こうなると家賃は入って来ない…部屋も帰ってこないし次の募集は出来ない…部屋の物を勝手に処分する事も出来ない…と最悪の事態に陥ってしまいます。
正規の手続きを行う場合には家庭裁判所を通して費用・手間・時間をかけて手続きを行い残置物を処分し部屋を返してもらいますが、残念ながら全員が相続放棄するようなケースではその費用は取り返せず泣き寝入りする事となる可能性が高いです。

【解決方法】
一般の賃貸マンションでこのリスクを回避する方法は契約者を息子にして入居者をおばあちゃんで契約する方法がオススメです。
これであれば亡くなられた後も契約は続き、契約者の息子が責任を持って残置物を処分し部屋を返すまで賃料が入ってきます。
この方法であれば賃貸借契約の相続は関係ありませんので、解約できない…賃料が入ってこない…残置物が処分されない問題は回避できます。

ここまでお読みいただき、これまで高齢者への賃貸を何となく拒否していた方はリスクが見える化されたと思います。
超高齢化社会で空き家問題も騒がれる昨今です。
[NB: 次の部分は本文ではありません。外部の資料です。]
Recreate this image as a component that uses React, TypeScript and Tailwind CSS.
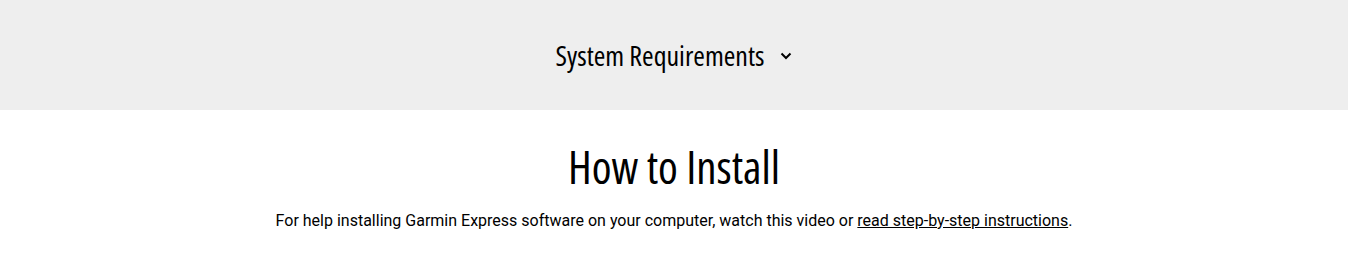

高齢者の方でもご家族の協力があるようなケースであれば十分受け入れを検討しても良いと思います。
特に今の高齢者・シニア層のお客様は本当にまだまだ元気な方が多いです。生活のマナーも良くクレームも少ない方も数多く(当然人によりますが)長期入居頂ける事も多いので安定した賃貸経営に繋がりやすいと思います。
問題を具体化しその対応策を準備することで、多少の空室対策になりえるのではないかというお話でした。